Parish supports high school member paralyzed in football accident in Arlington Heights, IL
Our Lady of the Wayside CFM worked with the community to raise funds to help out a paralyzed high school football player. Click here for an article that appeared in the St. Anthony Messenger. (792kb)
Program book inspires Heifer Project action
Sue Perek St. Edna, Arlington Heights, IL
Inspired by “Beyond Our Doorsteps,” a meeting in the program book Family Choose Life, our groups researched the different countries to see how the children were cared for and we were just saddened and disgusted. With all of our wealth, food and extras living in the US, we were almost ashamed to find that others in different countries were so lacking. We found that women, as well as children, were thought of not so highly.

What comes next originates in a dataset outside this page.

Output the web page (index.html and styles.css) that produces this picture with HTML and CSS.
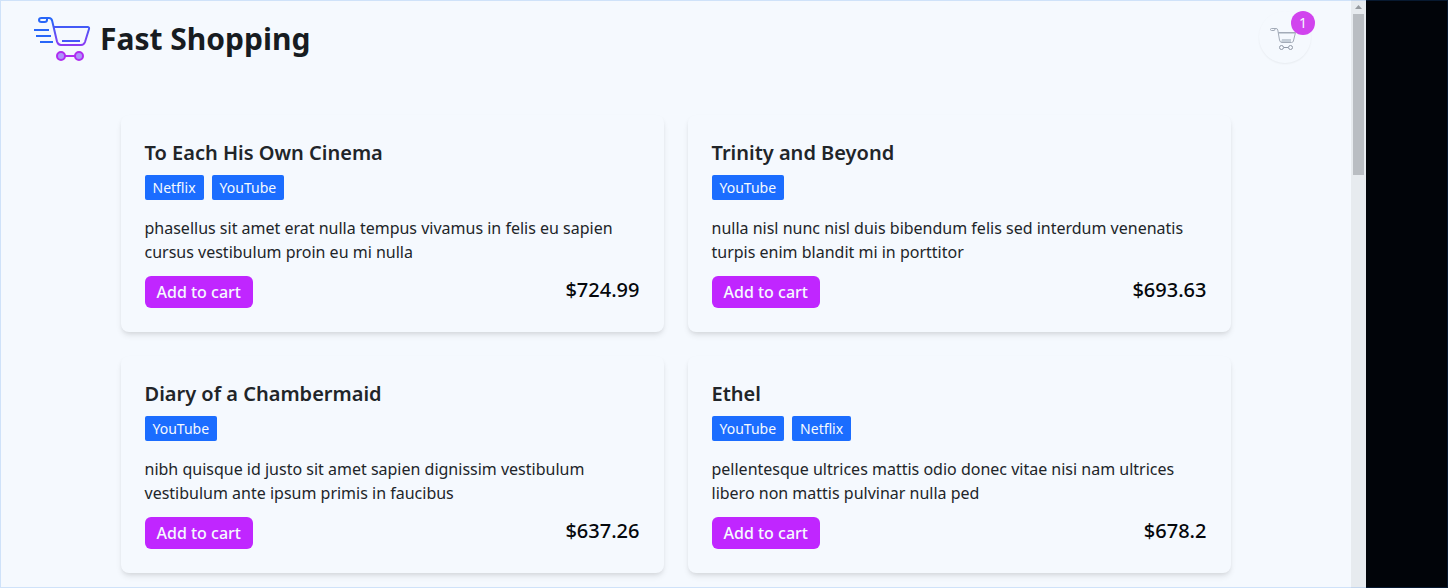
FILE: index.html
```html
<!DOCTYPE html>
<html lang="en">
<head>
<meta charset="utf-8">
<meta name="viewport" content="width=device-width, initial-scale=1">
<title>Fast Shopping</title>
<link rel="stylesheet" href="styles.css">
</head>
<body>
<div class="frame">
  <div class="shop">
    <header class="header">
      <div class="brand">
        <svg class="brand-logo" viewBox="0 0 57 46" fill="none" aria-hidden="true">
          <defs>
            <linearGradient id="cart-ink" gradientUnits="userSpaceOnUse" x1="0" y1="4" x2="0" y2="36">
              <stop offset="0" stop-color="#2866f8"/>
              <stop offset="1" stop-color="#a62ff2"/>
            </linearGradient>
          </defs>
          <g stroke="#2866f8" stroke-width="2">
            <path d="M0 14H15M2 20H17M6 26H19"/>
            <path d="M12 2H7.500Q5 2 5 4T7.500 6H10.500Q13 6 13 4V3"/>
          </g>
          <path d="M7 2H15Q17.500 2 18.200 5L23 25.500Q24 29 27 29H47Q50 29 51 26L55 13Q55.600 11 53.500 11H20" stroke="url(#cart-ink)" stroke-width="2"/>
          <path d="M28 25.010L46 25" stroke="#4658f8" stroke-width="2"/>
          <path d="M31 40H41" stroke="#b02cf0" stroke-width="2"/>
          <g fill="#ad94fb" stroke="#b02cf0" stroke-width="2">
            <circle cx="27" cy="40" r="4"/>
            <circle cx="45" cy="40" r="4"/>
          </g>
        </svg>
        <h1 class="brand-name">Fast Shopping</h1>
      </div>
      <button class="cart" type="button" aria-label="Open cart, 1 item">
        <svg class="cart-icon" viewBox="0 0 26 24" fill="none" aria-hidden="true">
          <path d="M8 5H25.500L25 7H8.500Z" fill="#cbd3db"/>
          <path d="M12 12H21V15.500H11Z" fill="#c5ced8"/>
          <path d="M5 1.500H1.500Q.5 1.500 .5 2.500T1.500 3.500H4Q5 3.500 5 2M2 1.500H6Q7.500 1.500 7.800 3L9.500 13Q10 15.500 12 15.500H21.500Q23 15.500 23.400 14L25.500 5.500H8.500" stroke="#a3abb8"/>
          <path d="M14 20.500H18" stroke="#9098a6"/>
          <circle cx="11.500" cy="20.500" r="2" stroke="#9098a6"/>
          <circle cx="20.500" cy="20.500" r="2" stroke="#9098a6"/>
        </svg>
        <span class="cart-count">1</span>
      </button>
    </header>
    <main class="products">
      <article class="card">
        <h2 class="card-title">To Each His Own Cinema</h2>
        <div class="tags"><span class="tag">Netflix</span><span class="tag">YouTube</span></div>
        <p class="card-text">phasellus sit amet erat nulla tempus vivamus in felis eu sapien cursus vestibulum proin eu mi nulla</p>
        <div class="card-footer"><button class="add" type="button">Add to cart</button><span class="price">$724.99</span></div>
      </article>
      <article class="card">
        <h2 class="card-title">Trinity and Beyond</h2>
        <div class="tags"><span class="tag">YouTube</span></div>
        <p class="card-text">nulla nisl nunc nisl duis bibendum felis sed interdum venenatis turpis enim blandit mi in porttitor</p>
        <div class="card-footer"><button class="add" type="button">Add to cart</button><span class="price">$693.63</span></div>
      </article>
      <article class="card">
        <h2 class="card-title">Diary of a Chambermaid</h2>
        <div class="tags"><span class="tag">YouTube</span></div>
        <p class="card-text">nibh quisque id justo sit amet sapien dignissim vestibulum vestibulum ante ipsum primis in faucibus</p>
        <div class="card-footer"><button class="add" type="button">Add to cart</button><span class="price">$637.26</span></div>
      </article>
      <article class="card">
        <h2 class="card-title">Ethel</h2>
        <div class="tags"><span class="tag">YouTube</span><span class="tag">Netflix</span></div>
        <p class="card-text">pellentesque ultrices mattis odio donec vitae nisi nam ultrices libero non mattis pulvinar nulla ped</p>
        <div class="card-footer"><button class="add" type="button">Add to cart</button><span class="price">$678.2</span></div>
      </article>
    </main>
  </div>
  <div class="scrollbar" aria-hidden="true">
    <svg class="scroll-arrow" viewBox="0 0 15 14"><path d="M4 9L7.500 5L11 9Z" fill="#969a9f"/></svg>
    <div class="scroll-thumb"></div>
  </div>
  <div class="backdrop"></div>
</div>
</body>
</html>
```

FILE: styles.css
```css
* {
  box-sizing: border-box;
}

body {
  margin: 0;
  font-family: "Noto Sans", sans-serif;
  font-size: 16px;
  line-height: 24px;
  color: #212529;
  background: #f5f9fe;
}

h1,
h2,
p {
  margin: 0;
}

button {
  border: 0;
  font: inherit;
  cursor: pointer;
}

.frame {
  position: relative;
  display: flex;
  height: 100vh;
  overflow: hidden;
}

.frame::after {
  content: "";
  position: absolute;
  inset: 0;
  border: 1px solid rgba(40, 120, 230, 0.18);
  pointer-events: none;
}

.shop {
  flex: 1;
  min-width: 0;
}

.header {
  display: flex;
  align-items: flex-start;
  justify-content: space-between;
  padding: 11px 40px 0 34px;
}

.brand {
  display: flex;
  align-items: center;
  gap: 9px;
  padding-top: 5px;
}

.brand-logo {
  width: 57px;
  height: 46px;
}

.brand-name {
  font-size: 30px;
  line-height: 36px;
  font-weight: 700;
  color: #171c21;
}

.cart {
  position: relative;
  display: grid;
  place-items: center;
  width: 52px;
  height: 52px;
  padding: 4px 4px 0 0;
  border-radius: 50%;
  background: #f5f9fe;
  box-shadow: 0 1px 2px rgba(0, 0, 0, 0.06);
}

.cart-icon {
  width: 26px;
  height: 24px;
}

.cart-count {
  position: absolute;
  top: 0;
  right: -4px;
  width: 24px;
  height: 24px;
  border-radius: 50%;
  font-size: 14px;
  line-height: 24px;
  text-align: center;
  color: #f5f9fe;
  background: #d144ee;
}

.products {
  display: grid;
  grid-template-columns: repeat(2, minmax(0, 1fr));
  gap: 24px;
  max-width: 1110px;
  margin: 52px auto 24px;
}

.card {
  padding: 24px;
  border-radius: 8px;
  background: #f5f9fe;
  box-shadow: 0 4px 6px -1px rgba(0, 0, 0, 0.1), 0 2px 4px -1px rgba(0, 0, 0, 0.06);
}

.card-title {
  font-size: 20px;
  line-height: 28px;
  font-weight: 600;
}

.tags {
  display: flex;
  flex-wrap: wrap;
  gap: 8px;
  margin: 8px 0 16px;
}

.tag {
  padding: 0 8px;
  border-radius: 2px;
  font-size: 14px;
  line-height: 25px;
  color: #f5f9fe;
  background: #1b6dff;
}

.card-footer {
  display: flex;
  align-items: flex-start;
  justify-content: space-between;
  margin-top: 12px;
}

.add {
  padding: 4px 12px;
  border-radius: 6px;
  font-weight: 500;
  line-height: 24px;
  color: #f5f9fe;
  background: #c026ff;
}

.price {
  font-size: 20px;
  line-height: 28px;
  font-weight: 500;
  color: #05080c;
}

.scrollbar {
  flex: none;
  width: 15px;
  background: #e7ebef;
}

.scroll-arrow {
  display: block;
  width: 15px;
  height: 14px;
}

.scroll-thumb {
  height: 161px;
  margin: 0 2px;
  background: #b9bdc2;
}

.backdrop {
  flex: none;
  width: 82px;
  background: #010409;
}

@media (max-width: 900px) {
  .frame {
    height: auto;
  }

  .products {
    grid-template-columns: minmax(0, 1fr);
    padding: 0 24px;
  }
}
```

We thought about how could we approach this and help? Since Lent was about to begin, it was a perfect time for Almsgiving and quite easy for the kids to understand. We gave each family a white paper bag with decorations of animals and different countries and asked them to decorate the bag as desired. We included an activity sheet about animals inside and an explanation of our group action.
Our goal of the project was to give a 'hand up' instead of just a 'hand out' to a special organization. We decided to contribute to the organization Heifer because it animals and training to the poor so that they can provide themselves food (from the animal) and food for distribution/sale. This gift then multiplies as they train another family in the community, an so on. The community prospers into a more stable and healthy environment. We felt it was a win-win for all included.
The families were to contribute money, as they desired, into the bag and would donate it at the end of Lent to Heifer. Well, the bags are in and the collections totaled over $1200. Since our goal was to get one animal at about $500, we more than surpassed that goal. The kids heard the stories; the parents shared with them about the kids in different countries and their change spoke!! What an encouraging project to do.
How's that for being inspired by the book!! Thanks to whoever wrote it to open our eyes and do something.